This week was full of excitement and activity. Starting off on Tuesday I met with the presidents of the barrios to let them know about the bioregional education project. They were very interested and in fact one of them wants to participate in the project. They suggested several ideas of projects we could work on and I am thinking of having the first Saturday of the month be a community service day in which the participants get together with the barrios and do a clean up of education project dependent upon what we are learning at that point. Wednesday was the big day in which all the people interested in participating in the course met in the municipal building in order to learn more about the course. We had a grand turnout of fifty-five people, mostly from the colegios and Universidades, but also some that had heard radio interviews or read about the program in the newspaper. We started off the day with the bioregional quiz that I made into a game. I split the group up into groups of five and they filled out the quiz together. The group that got the most answers correct was awarded native trees that the whole group had to identify. There was a lot of enthusiasm and positive energy coming from the participants and we decided to meet on Tuesdays in the Municipal building (I am in the process of getting permission for the space) and Thursdays for the practice, 4-6 in the afternoon. We will be meeting on Tuesday to start the course and I am interested to see how many actually come. Right now it seems that there might be too many, but I want to wait and see what the first week is like before I come to any conclusions.

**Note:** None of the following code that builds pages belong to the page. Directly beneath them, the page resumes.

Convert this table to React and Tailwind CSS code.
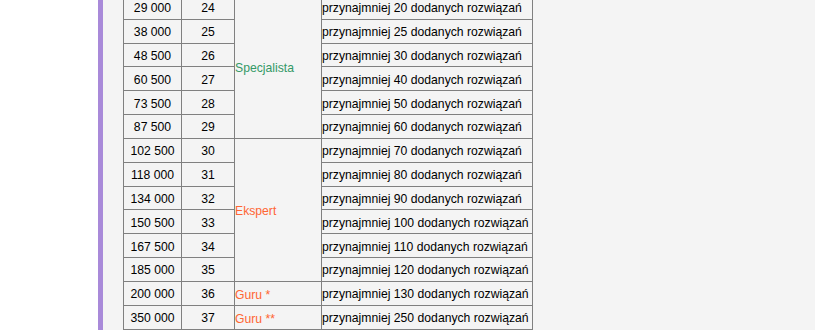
const rows = [
  ["29 000", 24, 20],
  ["38 000", 25, 25],
  ["48 500", 26, 30],
  ["60 500", 27, 40],
  ["73 500", 28, 50],
  ["87 500", 29, 60],
  ["102 500", 30, 70],
  ["118 000", 31, 80],
  ["134 000", 32, 90],
  ["150 500", 33, 100],
  ["167 500", 34, 110],
  ["185 000", 35, 120],
  ["200 000", 36, 130],
  ["350 000", 37, 250],
];

// rank cells: [row index where it starts, rowSpan, label, color]
const ranks = {
  0: { span: 6, label: "Specjalista", color: "text-[#339966]" },
  6: { span: 6, label: "Ekspert", color: "text-[#ff6633]" },
  12: { span: 1, label: "Guru *", color: "text-[#ff6633]" },
  13: { span: 1, label: "Guru **", color: "text-[#ff6633]" },
};

export default function App() {
  return (
    <div className="flex h-[330px] w-[815px] overflow-hidden bg-white font-['Liberation_Sans',Arial,sans-serif] text-[12.2px] text-black">
      <div className="w-[98px] shrink-0 bg-white" />
      <div className="w-[5px] shrink-0 bg-[#a98ad9]" />
      <div className="flex-1 bg-[#f4f4f4] pl-[20px]">
        <table className="mt-[-5px] w-[410px] table-fixed border-collapse">
          <colgroup>
            <col className="w-[58px]" />
            <col className="w-[53px]" />
            <col className="w-[87px]" />
            <col className="w-[211px]" />
          </colgroup>
          <tbody>
            {rows.map(([pts, lvl, n], i) => (
              <tr key={lvl} className="h-[23.83px]">
                <td className="border border-[#808080] p-0 pt-[2px] text-center">{pts}</td>
                <td className="border border-[#808080] p-0 pt-[2px] text-center">{lvl}</td>
                {ranks[i] && (
                  <td
                    rowSpan={ranks[i].span}
                    className={`border border-[#808080] p-0 pt-[3px] align-middle ${ranks[i].color}`}
                  >
                    {ranks[i].label}
                  </td>
                )}
                <td className="border border-[#808080] p-0 pt-[2px] whitespace-nowrap">
                  przynajmniej {n} dodanych rozwiązań
                </td>
              </tr>
            ))}
          </tbody>
        </table>
      </div>
    </div>
  );
}
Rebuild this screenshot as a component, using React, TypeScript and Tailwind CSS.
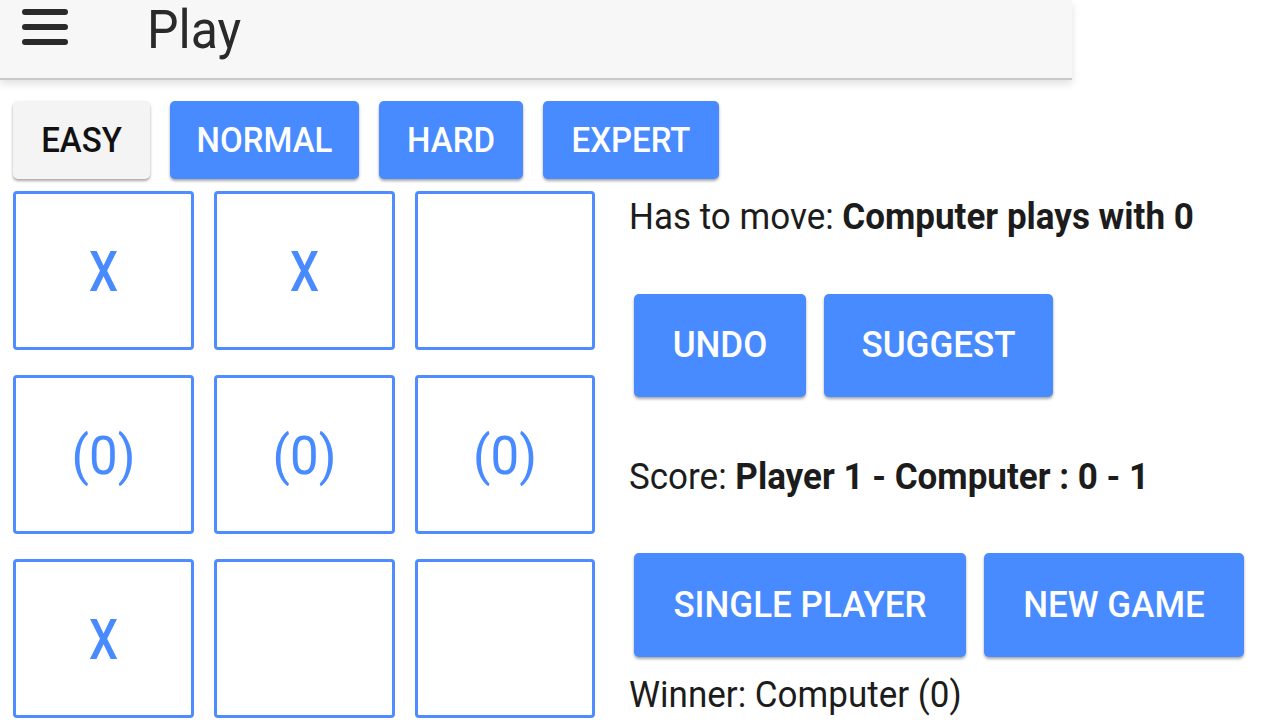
const font = { fontFamily: 'Roboto, "Noto Sans", sans-serif' }

type Cell = '' | 'X' | '(0)'

const board: Cell[] = ['X', 'X', '', '(0)', '(0)', '(0)', 'X', '', '']

function Tall({ children, className = '' }: { children: React.ReactNode; className?: string }) {
  return <span className={`inline-block origin-center scale-y-[1.08] ${className}`}>{children}</span>
}

function BlueButton({ label, className = '' }: { label: string; className?: string }) {
  return (
    <button
      className={`flex items-center justify-center rounded-[5px] bg-[#488aff] font-medium uppercase text-white shadow-[0_2px_3px_rgba(0,0,0,0.35)] ${className}`}
    >
      <Tall>{label}</Tall>
    </button>
  )
}

function App() {
  return (
    <div className="min-h-screen w-[1280px] overflow-hidden bg-white text-[#1c1c1c]" style={font}>
      {/* Toolbar */}
      <header className="flex h-[80px] w-[1072px] items-start border-b-2 border-[#c8c8c8] bg-[#f7f7f7] shadow-[0_4px_8px_rgba(0,0,0,0.12)]">
        <div className="ml-[22px] mt-[9px] flex w-[46px] flex-col gap-[9px]">
          <span className="h-[6px] rounded-full bg-[#2a2a2a]" />
          <span className="h-[6px] rounded-full bg-[#2a2a2a]" />
          <span className="h-[6px] rounded-full bg-[#2a2a2a]" />
        </div>
        <h1 className="ml-[79px] mt-[2px] text-[50px] font-normal leading-[56px] text-[#2a2a2a]">
          <Tall>Play</Tall>
        </h1>
      </header>

      {/* Difficulty */}
      <div className="mt-[21px] flex gap-[20px] pl-[13px]">
        <button className="flex h-[78px] w-[137px] items-center justify-center rounded-[5px] bg-[#f4f4f4] text-[33px] font-medium text-[#111] shadow-[0_2px_3px_rgba(0,0,0,0.35)]">
          <Tall>EASY</Tall>
        </button>
        <BlueButton label="Normal" className="h-[78px] w-[189px] text-[33px]" />
        <BlueButton label="Hard" className="h-[78px] w-[144px] text-[33px]" />
        <BlueButton label="Expert" className="h-[78px] w-[176px] text-[33px]" />
      </div>

      <div className="mt-[12px] flex">
        {/* Board */}
        <div className="ml-[13px] grid grid-cols-[181px_181px_180px] gap-x-[20px] gap-y-[25px]">
          {board.map((c, i) => (
            <div
              key={i}
              className="flex h-[159px] items-center justify-center rounded-[4px] border-[3px] border-[#4f8cff] text-[#488aff]"
            >
              {c === 'X' && (
                <span className="inline-block translate-y-[2px] scale-y-[1.2] text-[46px] font-medium">X</span>
              )}
              {c === '(0)' && (
                <span className="inline-block translate-y-[2px] scale-y-[1.06] text-[51px] font-normal">(0)</span>
              )}
            </div>
          ))}
        </div>

        {/* Status */}
        <div className="ml-[34px] flex flex-col">
          <p className="mt-[6px] text-[35px] leading-[40px]">
            <Tall>
              Has to move: <b className="font-bold">Computer plays with 0</b>
            </Tall>
          </p>
          <div className="mt-[57px] flex gap-[18px] pl-[5px]">
            <BlueButton label="Undo" className="h-[103px] w-[172px] text-[35px]" />
            <BlueButton label="Suggest" className="h-[103px] w-[229px] text-[35px]" />
          </div>
          <p className="mt-[60px] text-[35px] leading-[40px]">
            <Tall>
              Score: <b className="font-bold">Player 1 - Computer : 0 - 1</b>
            </Tall>
          </p>
          <div className="mt-[56px] flex gap-[18px] pl-[5px]">
            <BlueButton label="Single Player" className="h-[104px] w-[332px] text-[35px]" />
            <BlueButton label="New Game" className="h-[104px] w-[260px] text-[35px]" />
          </div>
          <p className="mt-[18px] text-[35px] leading-[40px]">
            <Tall>Winner: Computer (0)</Tall>
          </p>
        </div>
      </div>
    </div>
  )
}

export default App
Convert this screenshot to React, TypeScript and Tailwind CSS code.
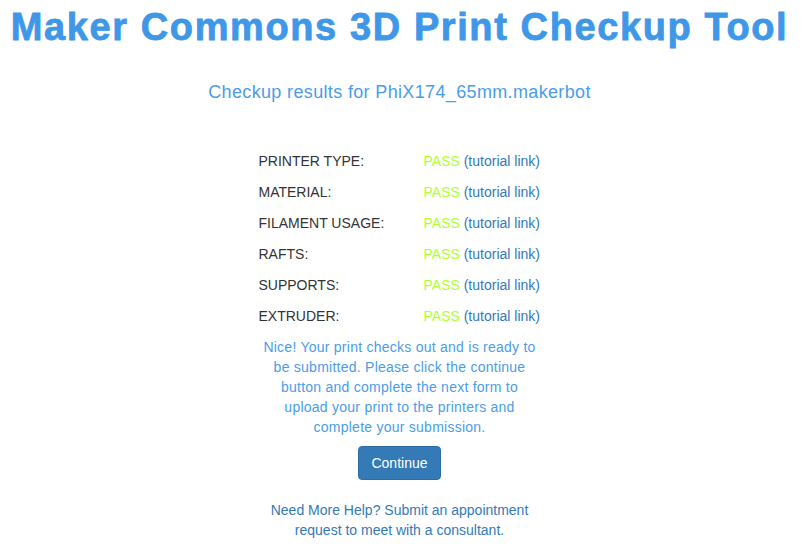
// Result page for the 3D print checkup: a list of passed checks, a note,
// a continue button and a help line.

const checks = [
  "PRINTER TYPE:",
  "MATERIAL:",
  "FILAMENT USAGE:",
  "RAFTS:",
  "SUPPORTS:",
  "EXTRUDER:",
];

export default function App() {
  return (
    <div className="min-h-[549px] w-[808px] bg-white font-['Liberation_Sans',Arial,sans-serif] text-[14px] text-[#333]">
      <div className="flex w-[799px] flex-col items-center">
        <h1 className="pt-[6px] text-[38px] leading-[42px] font-bold tracking-[1.6px] whitespace-nowrap text-[#3f97e8] [-webkit-text-stroke:0.8px_#3f97e8]">
          Maker Commons 3D Print Checkup Tool
        </h1>

        <h2 className="mt-[34px] text-[18px] leading-[20px] tracking-[0.35px] text-[#4a9de8]">
          Checkup results for PhiX174_65mm.makerbot
        </h2>

        <div className="mt-[43px] flex w-[282px] flex-col pr-[2px]">
          {checks.map((label) => (
            <div key={label} className="flex h-[31px] items-center leading-[20px]">
              <span className="w-[165px] shrink-0">{label}</span>
              <span className="whitespace-nowrap">
                <span className="text-[#adff2f]">PASS</span>{" "}
                <a className="text-[#337ab7]">(tutorial link)</a>
              </span>
            </div>
          ))}
        </div>

        <p className="mt-[6px] w-[300px] text-center leading-[20px] tracking-[0.25px] text-[#4a9de8]">
          Nice! Your print checks out and is ready to
          <br />
          be submitted. Please click the continue
          <br />
          button and complete the next form to
          <br />
          upload your print to the printers and
          <br />
          complete your submission.
        </p>

        <button className="mt-[9px] rounded-[4px] border border-[#2e6da4] bg-[#337ab7] px-[12px] py-[6px] leading-[20px] text-white">
          Continue
        </button>

        <p className="mt-[20px] w-[300px] text-center leading-[20px] text-[#337ab7]">
          Need More Help? Submit an appointment
          <br />
          request to meet with a consultant.
        </p>
      </div>
    </div>
  );
}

Tonight we had a meeting of Amigos de la Ecociudad and I presented to them what the BEP (Bioregional Education Project) was all about. They were also very interested and helpful in thinking of projects and people that could help teach the different subjects of the course. It is great to see all the enthusiasm and all the support that I am receiving from the community. Everyone says that the themes of the course are exactly what needs to be taught.
I have broken down a tentative budget based on currently available funds as follows (a year):
- Transportation: $72
- Communication: $48
- Research: $120
- Materials: $180
- Excursions: $130
- Other $30
I have found a voluntary assistant who is a local Bahian, went to the Univ. Catolica and studied Marine Biology. Blas is very enthusiastic about helping out with the course.
I have spoken with Mike Morgan as well and I think that Heather and I will be going to visit Cerro Blanco Reserva in Guyaquil in the next couple of weeks to see what is happening there, talk about the Dry Tropical Forest and obtain seeds.